◆ **Data section**:

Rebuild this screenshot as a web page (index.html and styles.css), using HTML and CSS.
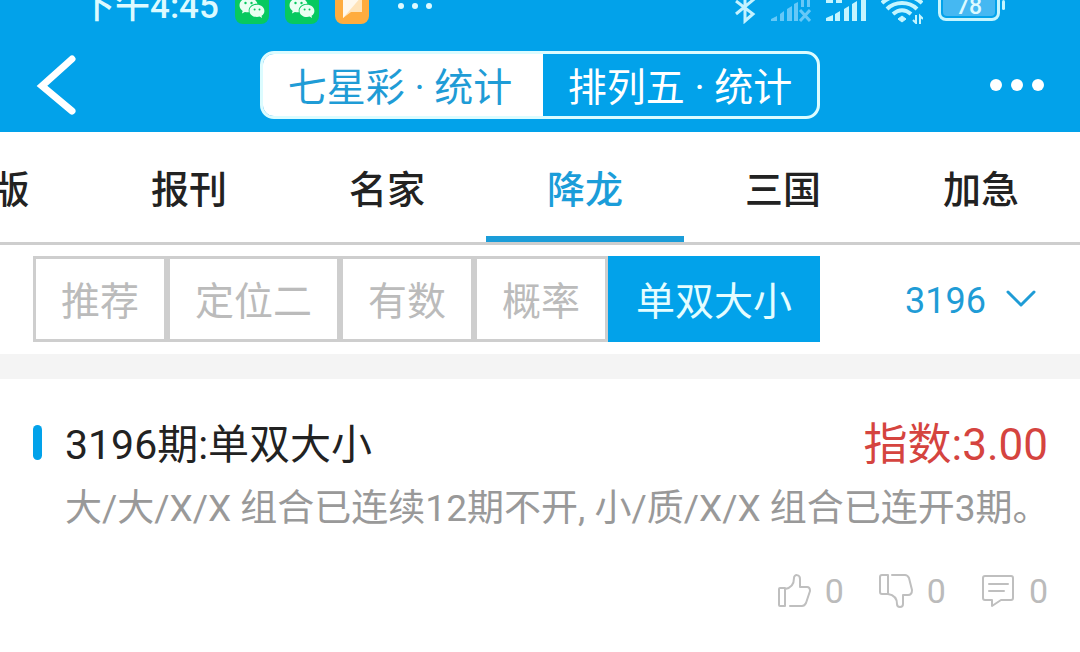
FILE: index.html
```html
<!DOCTYPE html>
<html lang="zh-CN">
<head>
<meta charset="utf-8">
<meta name="viewport" content="width=device-width, initial-scale=1">
<title>排列五 · 统计</title>
<link rel="stylesheet" href="styles.css">
</head>
<body>
<header class="header">
  <div class="status">
    <div class="status-group">
      <span class="time">下午4:45</span>
      <svg class="app" viewBox="0 0 34 34" width="34" height="34" aria-hidden="true">
        <rect width="34" height="34" rx="8" fill="#07c95f"/>
        <path fill="#e9fff2" d="M13.500 8C8.500 8 4.500 11.200 4.500 15.300c0 2.300 1.300 4.300 3.200 5.600l-.8 2.500 3-1.500c1.400.4 2.800.5 4 .4-1.200-5 3-8.800 8.500-8.600C21.600 10.200 18 8 13.500 8z"/>
        <path fill="#e9fff2" d="M22 14.800c-4.200 0-7.500 2.700-7.500 6.100s3.300 6.100 7.500 6.100c.9 0 1.800-.1 2.600-.4l2.500 1.300-.6-2.100c1.800-1.200 2.900-2.900 2.900-4.900 0-3.400-3.200-6.100-7.400-6.100z"/>
        <g fill="#07c95f"><circle cx="10.500" cy="13" r="1.200"/><circle cx="16.500" cy="13" r="1.200"/><circle cx="19.600" cy="19.500" r="1"/><circle cx="24.500" cy="19.500" r="1"/></g>
      </svg>
      <svg class="app" viewBox="0 0 34 34" width="34" height="34" aria-hidden="true">
        <rect width="34" height="34" rx="8" fill="#07c95f"/>
        <path fill="#e9fff2" d="M13.500 8C8.500 8 4.500 11.200 4.500 15.300c0 2.300 1.300 4.300 3.200 5.600l-.8 2.500 3-1.500c1.400.4 2.800.5 4 .4-1.200-5 3-8.800 8.500-8.600C21.600 10.200 18 8 13.500 8z"/>
        <path fill="#e9fff2" d="M22 14.800c-4.200 0-7.500 2.700-7.500 6.100s3.300 6.100 7.500 6.100c.9 0 1.800-.1 2.600-.4l2.500 1.300-.6-2.100c1.800-1.200 2.900-2.900 2.900-4.900 0-3.400-3.200-6.100-7.400-6.100z"/>
        <g fill="#07c95f"><circle cx="10.500" cy="13" r="1.200"/><circle cx="16.500" cy="13" r="1.200"/><circle cx="19.600" cy="19.500" r="1"/><circle cx="24.500" cy="19.500" r="1"/></g>
      </svg>
      <svg class="app" viewBox="0 0 34 34" width="34" height="34" aria-hidden="true">
        <rect width="34" height="34" rx="8" fill="#ffac3e"/>
        <path fill="#ffe3b8" d="M8 6h19v16H16l-8 6z"/>
        <path fill="#fff8ec" d="M8 6h19L8 28z"/>
      </svg>
      <svg class="more-apps" viewBox="0 0 36 34" width="36" height="34" fill="#dcfaff" aria-hidden="true">
        <circle cx="4" cy="16" r="3"/><circle cx="18" cy="16" r="3"/><circle cx="32" cy="16" r="3"/>
      </svg>
    </div>
    <div class="status-group signals">
      <svg viewBox="0 0 22 34" width="22" height="34" fill="none" stroke="#c4f2ff" stroke-width="3" aria-hidden="true">
        <path d="M2 11l17 13-8 7V3l8 7L2 24"/>
      </svg>
      <svg viewBox="0 0 40 34" width="40" height="34" fill="#66c8f7" aria-hidden="true">
        <path d="M0 31v-2l6-3v5zM9 24l4-3v10H9zM16 19l5-3v15h-5zM23 14l4-2v19h-4zM30 10h3v7h-3zM36 6h3v11h-3z"/>
        <path d="M29 20l10 11M39 20l-10 11" stroke="#66c8f7" stroke-width="3"/>
      </svg>
      <svg viewBox="0 0 40 34" width="40" height="34" fill="#c4f5ff" aria-hidden="true">
        <path d="M0 31v-3l7-3v6zM9 24l5-3v10H9zM18 19l5-3v15h-5zM26 14l5-3v20h-5zM35 8l5-3v26h-5zM0 8h7v5H0zM10 8h6v5h-6z"/>
      </svg>
      <svg viewBox="0 0 42 34" width="42" height="34" fill="none" stroke="#c4f5ff" stroke-width="4" aria-hidden="true">
        <path d="M1 13c11-10 29-10 40 0M6 19c8-8 22-8 30 0M12 24c6-5 12-5 18 0"/>
        <path d="M21 26l4 3-4 3-4-3z" fill="#c4f5ff" stroke-width="1"/>
        <path d="M35 25v8l-3-3M39 34v-8l3 3" stroke-width="2"/>
      </svg>
      <span class="battery"><span class="battery-level">78</span></span>
    </div>
  </div>
  <div class="bar">
    <button class="icon-button back" type="button" aria-label="返回">
      <svg viewBox="0 0 40 60" width="40" height="60" fill="none" stroke="#fff" aria-hidden="true"><path d="M36 4L6 31l30 25" stroke-width="7" stroke-linecap="round"/></svg>
    </button>
    <div class="segments">
      <button class="segment selected" type="button">七星彩 · 统计</button>
      <button class="segment" type="button">排列五 · 统计</button>
    </div>
    <button class="icon-button more" type="button" aria-label="更多">
      <svg viewBox="0 0 54 12" width="54" height="12" fill="#fff" aria-hidden="true"><circle cx="6" cy="6" r="6"/><circle cx="27" cy="6" r="6"/><circle cx="48" cy="6" r="6"/></svg>
    </button>
  </div>
</header>
<nav class="tabs">
  <a class="tab clipped" href="#">版</a>
  <a class="tab" href="#">报刊</a>
  <a class="tab" href="#">名家</a>
  <a class="tab active" href="#" aria-current="page">降龙</a>
  <a class="tab" href="#">三国</a>
  <a class="tab" href="#">加急</a>
</nav>
<div class="filters">
  <div class="filter-list">
    <button class="filter" type="button">推荐</button>
    <button class="filter" type="button">定位二</button>
    <button class="filter" type="button">有数</button>
    <button class="filter" type="button">概率</button>
    <button class="filter chosen" type="button">单双大小</button>
  </div>
  <label class="issue">
    <select class="issue-select" aria-label="期号"><option>3196</option></select>
    <svg viewBox="0 0 30 18" width="30" height="18" fill="none" stroke="#1f9cd6" stroke-width="3" stroke-linecap="round" stroke-linejoin="round" aria-hidden="true"><path d="M2 2l13 13L28 2"/></svg>
  </label>
</div>
<main class="content">
  <article class="post">
    <div class="post-head">
      <h1 class="post-title">3196期:单双大小</h1>
      <span class="score">指数:3.00</span>
    </div>
    <p class="summary">大/大/X/X 组合已连续12期不开, 小/质/X/X 组合已连开3期。</p>
    <div class="actions">
      <button class="action" type="button" aria-label="赞 0">
        <svg viewBox="0 0 34 34" width="34" height="34" aria-hidden="true"><path d="M3 14h5v18H3a1 1 0 0 1-1-1V15a1 1 0 0 1 1-1zM8 15c6-1 9-5 9-11 0-4 6-4 6 1v8h7c2 0 3 2 3 4l-4 12c-1 2-2 3-4 3H13"/></svg>
        <span>0</span>
      </button>
      <button class="action" type="button" aria-label="踩 0">
        <svg viewBox="0 0 34 34" width="34" height="34" aria-hidden="true"><path d="M3 1h6v19H3a2 2 0 0 1-2-2V3a2 2 0 0 1 2-2zM13 1h13c2 0 3 1 4 3l3 12c0 3-1 5-4 5h-5v9c0 4-6 4-6 0 0-6-3-9-9-10"/></svg>
        <span>0</span>
      </button>
      <button class="action" type="button" aria-label="评论 0">
        <svg viewBox="0 0 34 34" width="34" height="34" aria-hidden="true"><path d="M4 2h26a2 2 0 0 1 2 2v20a2 2 0 0 1-2 2H20l-9 6v-6H4a2 2 0 0 1-2-2V4a2 2 0 0 1 2-2zM8 10h19M8 17h15"/></svg>
        <span>0</span>
      </button>
    </div>
  </article>
</main>
</body>
</html>
```
FILE: styles.css
```css
* { box-sizing: border-box; }

body {
  margin: 0;
  overflow-x: hidden;
  background: #fff;
  color: #222;
  font-family: Roboto, "Noto Sans CJK SC", sans-serif;
}

button, select {
  margin: 0;
  padding: 0;
  border: 0;
  background: none;
  color: inherit;
  font: inherit;
}

svg { display: block; flex: none; }

.header {
  margin-top: -18px;
  background: #02a2ea;
  color: #fff;
}

.status {
  display: flex;
  justify-content: space-between;
  height: 42px;
  padding: 0 80px 0 80px;
}

.status-group {
  display: flex;
  align-items: flex-end;
  gap: 16px;
}

.signals { gap: 15px; }

.time {
  align-self: flex-start;
  color: #dcfaff;
  font-size: 35px;
  font-weight: 500;
  line-height: 50px;
}

.more-apps { margin-left: 12px; }

.battery {
  position: relative;
  width: 62px;
  height: 36px;
  margin-bottom: 3px;
  padding: 2px;
  border: 3px solid #c4f5ff;
  border-radius: 8px;
}

.battery::after {
  content: "";
  position: absolute;
  top: 12px;
  right: -8px;
  width: 3px;
  height: 10px;
  border-radius: 2px;
  background: #c4f5ff;
}

.battery-level {
  display: block;
  height: 26px;
  border-radius: 4px;
  background: #45b8f2;
  color: #dcfaff;
  font-size: 23px;
  font-weight: 500;
  line-height: 34px;
  text-align: center;
}

.bar {
  display: grid;
  grid-template-columns: 1fr 560px 1fr;
  align-items: center;
  padding: 27px 36px 13px;
}

.back { justify-self: start; }
.more { justify-self: end; }

.segments {
  display: flex;
  height: 68px;
  border: 3px solid #dcfcff;
  border-radius: 14px;
  overflow: hidden;
}

.segment {
  flex: 1;
  padding-top: 6px;
  font-size: 39px;
  line-height: 56px;
  white-space: nowrap;
}

.segment.selected {
  flex: 0 0 280px;
  padding-right: 6px;
  background: #fff;
  color: #1f9cd6;
}

.tabs {
  display: flex;
  justify-content: flex-end;
  overflow: hidden;
  border-bottom: 3px solid #cecece;
}

.tab {
  flex: 0 0 198px;
  height: 110px;
  border-bottom: 6px solid transparent;
  color: #222;
  font-size: 38px;
  font-weight: 500;
  line-height: 116px;
  text-align: center;
  text-decoration: none;
}

.tab.clipped { padding-left: 39px; }

.tab.active {
  border-color: #1b9dd9;
  color: #1b9dd9;
}

.filters {
  display: flex;
  justify-content: space-between;
  align-items: center;
  padding: 11px 44px 12px 33px;
  border-bottom: 25px solid #f4f4f4;
}

.filter-list { display: flex; }

.filter {
  height: 86px;
  padding: 6px 25px 0;
  border: 3px solid #cecece;
  color: #bbb;
  font-size: 39px;
  line-height: 74px;
  white-space: nowrap;
}

.filter.chosen {
  border-color: #02a2ea;
  background: #02a2ea;
  color: #e4fdff;
}

.issue {
  display: flex;
  align-items: center;
  gap: 20px;
  color: #1f9cd6;
}

.issue-select {
  appearance: none;
  padding-top: 4px;
  font-size: 36px;
  line-height: 56px;
}

.content { padding: 36px 32px 40px 33px; }

.post { padding-left: 32px; }

.post-head {
  display: flex;
  justify-content: space-between;
  align-items: center;
}

.post-title {
  position: relative;
  margin: 0;
  font-size: 41px;
  font-weight: 400;
  line-height: 56px;
}

.post-title::before {
  content: "";
  position: absolute;
  top: 8px;
  left: -32px;
  width: 9px;
  height: 35px;
  border-radius: 5px;
  background: #02a2ea;
}

.score {
  color: #d5443f;
  font-size: 44px;
  line-height: 60px;
}

.summary {
  margin: 8px 0 0;
  color: #999;
  font-size: 37px;
  line-height: 52px;
  white-space: nowrap;
}

.actions {
  display: flex;
  justify-content: flex-end;
  gap: 35px;
  margin-top: 32px;
}

.action {
  display: flex;
  align-items: center;
  gap: 14px;
  color: #bbb;
  font-size: 34px;
  line-height: 48px;
}

.action svg {
  fill: none;
  stroke: #bfbfbf;
  stroke-width: 2;
  stroke-linecap: round;
  stroke-linejoin: round;
}
```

◆ **Exercise task**:
Exactly how many lines of the listing above contain the string "styles"? Give no more than the number.

◆ **Reply**:
3